Nirav Modi claims he is borrowing Rs 9.9 lakh per month to pay UK court fines, says he has no funds
Nirav Modi claims he is borrowing Rs 9.9 lakh per month to pay UK court fines, says he has no funds: Nirav Modi, the Indian fugitive diamond merchant who is wanted to stand trial on fraud and money laundering charges in India, has claimed that he has no funds left to pay his court-ordered legal costs. He is now borrowing money to pay the fines amounting to over 150,000 pounds.
Last year, the former billionaire lost his legal battle in the highest UK court against being extradited to India in the estimated USD 2 billion Punjab National Bank (PNB) loan scam case. His case is now said to be ‘statute barred’, indicating further pending litigation. Nirav remains behind bars at Wandsworth Prison in south-west London, from where he appeared via videolink for a hearing at Barkingside Magistrates’ Court in east London on Thursday over unpaid legal costs, or fines, of 150,247 pounds ordered by the High Court in London, related to his extradition appeal proceedings.

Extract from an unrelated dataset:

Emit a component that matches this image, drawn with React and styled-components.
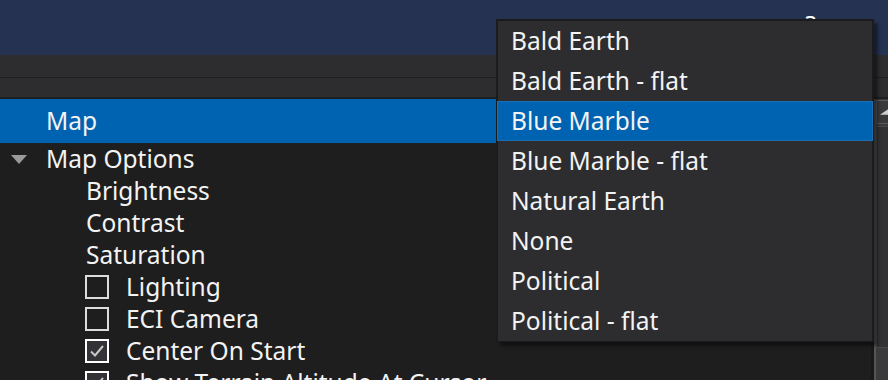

During a procedural hearing for court fines, officials stated that Nirav Modi’s plea to pay 10,000 pounds a month was granted before a review hearing that would take place in six months. When asked how he planned to finance the monthly amount, Nirav told the court that he had been borrowing money because his assets had been frozen in India over the extradition proceedings and he did not have sufficient funds.
In December of last year, the Royal Courts of Justice in London refused Nirav Modi’s application for permission to appeal to the Supreme Court on suicide risk grounds and also refused his application to certify a point of law, effectively concluding his extradition appeal options in the UK courts. UK Home Office sources have said that this case may be subject to further litigation, which is likely to indicate a parallel confidential political asylum appeals process.

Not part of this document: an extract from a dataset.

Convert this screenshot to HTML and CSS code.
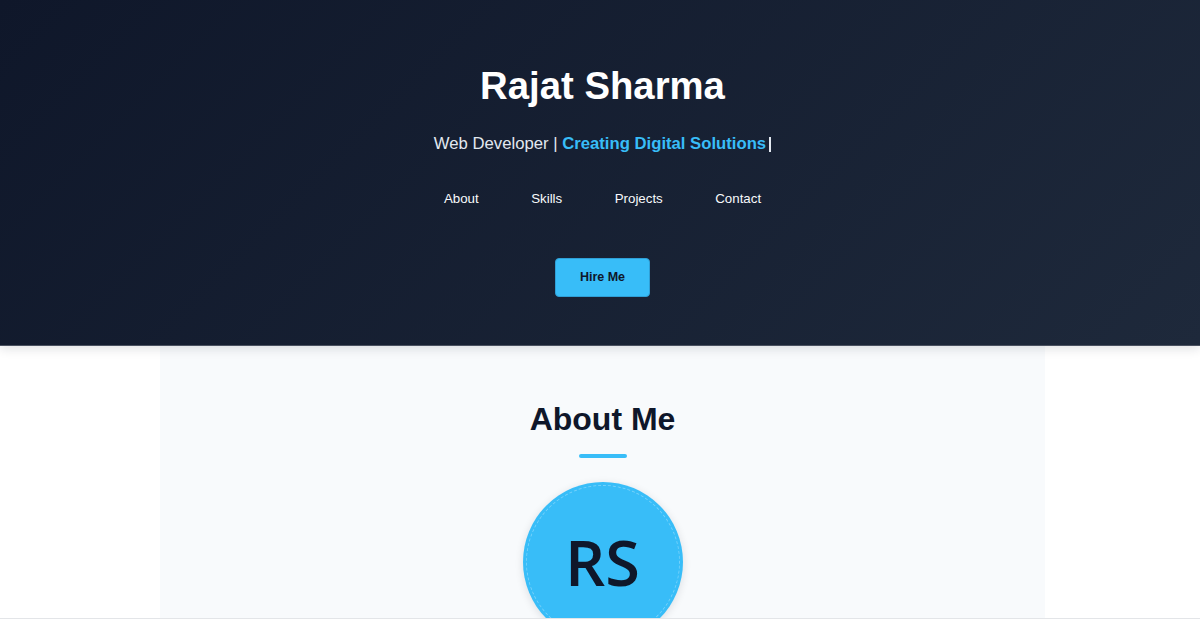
FILE: index.html
```html
<!DOCTYPE html>
<html lang="en">
<head>
<meta charset="utf-8">
<title>Rajat Sharma</title>
<link rel="stylesheet" href="styles.css">
</head>
<body>
<header class="hero">
  <h1 class="hero-title">Rajat Sharma</h1>
  <p class="hero-subtitle">Web Developer | <span class="typed">Creating Digital Solutions</span><span class="cursor"></span></p>
  <nav class="hero-nav">
    <a href="#about">About</a>
    <a href="#skills">Skills</a>
    <a href="#projects">Projects</a>
    <a href="#contact">Contact</a>
  </nav>
  <a class="hire-btn" href="#contact">Hire Me</a>
</header>
<main class="main">
  <section class="about" id="about">
    <h2 class="section-title">About Me</h2>
    <div class="title-bar"></div>
    <div class="avatar"><span>RS</span></div>
  </section>
</main>
<div class="bottom-edge"></div>
</body>
</html>
```
FILE: styles.css
```css
* { box-sizing: border-box; }
html, body { margin: 0; padding: 0; }
body {
  font-family: "Liberation Sans", Arial, sans-serif;
  background: #ffffff;
  color: #0f172a;
  overflow: hidden;
}
.hero {
  position: relative;
  z-index: 2;
  height: 346px;
  padding: 63px 0 0 5px;
  display: flex;
  flex-direction: column;
  align-items: center;
  background: linear-gradient(135deg, #0f172a 0%, #1e293b 100%);
  border-bottom: 1px solid #4a5160;
  box-shadow: 0 3px 10px rgba(15, 23, 42, 0.12);
}
.hero-title {
  margin: 0;
  font-size: 38.3px;
  line-height: 46px;
  font-weight: 700;
  color: #ffffff;
}
.hero-subtitle {
  margin: 22px 0 0;
  font-size: 16.7px;
  line-height: 25px;
  color: #e2e8f0;
}
.typed {
  font-weight: 700;
  color: #38bdf8;
}
.cursor {
  display: inline-block;
  width: 2px;
  height: 15px;
  margin-left: 3px;
  vertical-align: -3px;
  background: #e2e8f0;
}
.hero-nav {
  margin-top: 35px;
  display: flex;
  gap: 52.5px;
}
.hero-nav a {
  color: #f8fafc;
  text-decoration: none;
  font-size: 13.3px;
  line-height: 15px;
}
.hire-btn {
  margin-top: 52px;
  display: block;
  width: 95px;
  height: 39px;
  text-align: center;
  background: #38bdf8;
  color: #0f172a;
  font-weight: 700;
  font-size: 12.5px;
  text-decoration: none;
  border-radius: 4px;
  border: 1px solid #2f9fd6;
  line-height: 37px;
}
.main {
  padding-left: 5px;
  display: flex;
  justify-content: center;
}
.about {
  width: 885px;
  min-height: 400px;
  background: #f8fafc;
  padding-top: 54px;
  display: flex;
  flex-direction: column;
  align-items: center;
}
.section-title {
  margin: 0;
  font-size: 32px;
  line-height: 38px;
  font-weight: 700;
  color: #0f172a;
}
.title-bar {
  margin-top: 16px;
  width: 48px;
  height: 3.5px;
  border-radius: 2px;
  background: #38bdf8;
}
.avatar {
  position: relative;
  margin-top: 24px;
  width: 160px;
  height: 160px;
  border-radius: 50%;
  background: #38bdf8;
  box-shadow: 0 2px 8px rgba(15, 23, 42, 0.12);
  display: flex;
  align-items: center;
  justify-content: center;
}
.avatar::after {
  content: "";
  position: absolute;
  inset: 3px;
  border-radius: 50%;
  border: 1.5px dashed rgba(255, 255, 255, 0.3);
}
.avatar span {
  font-family: "Open Sans", "Noto Sans", sans-serif;
  font-size: 63px;
  font-weight: 600;
  color: #0f172a;
  line-height: 1;
}
.bottom-edge {
  position: fixed;
  left: 0;
  right: 0;
  bottom: 0;
  height: 5px;
  background: #ffffff;
  border-top: 1px solid #e3e5e8;
  z-index: 5;
}
```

In November 2022, in the final extradition appeal hearing in the London High Court, Justices Jeremy Stuart-Smith and Robert Jay ruled that they were “far from satisfied that Mr. Modi’s mental condition and the risk of suicide are such that it would be either unjust or oppressive to extradite him”. The verdict also acknowledged that the government of India would treat its assurances on Nirav’s medical care with “appropriate seriousness” after being extradited and held at Barrack 12 of Arthur Road Jail in Mumbai.
The appeal was dismissed three years after Nirav Modi was arrested in March 2019 on an extradition warrant based on charges by the Central Bureau of Investigation (CBI) and the Enforcement Directorate (ED) against the businessman. There are three sets of criminal proceedings against the diamantaire in India, including the CBI case of fraud on the PNB, which caused losses equivalent to over 700 million pounds, the ED case relating to the alleged laundering of the proceeds of that fraud, and a third set of criminal proceedings involving alleged interference with evidence and witnesses in the CBI proceedings.
Nirav’s extradition was ordered by then UK Home Secretary, Priti Patel, based on Judge Sam Goozee’s ruling in April 2021 in Westminster Magistrates’ Court.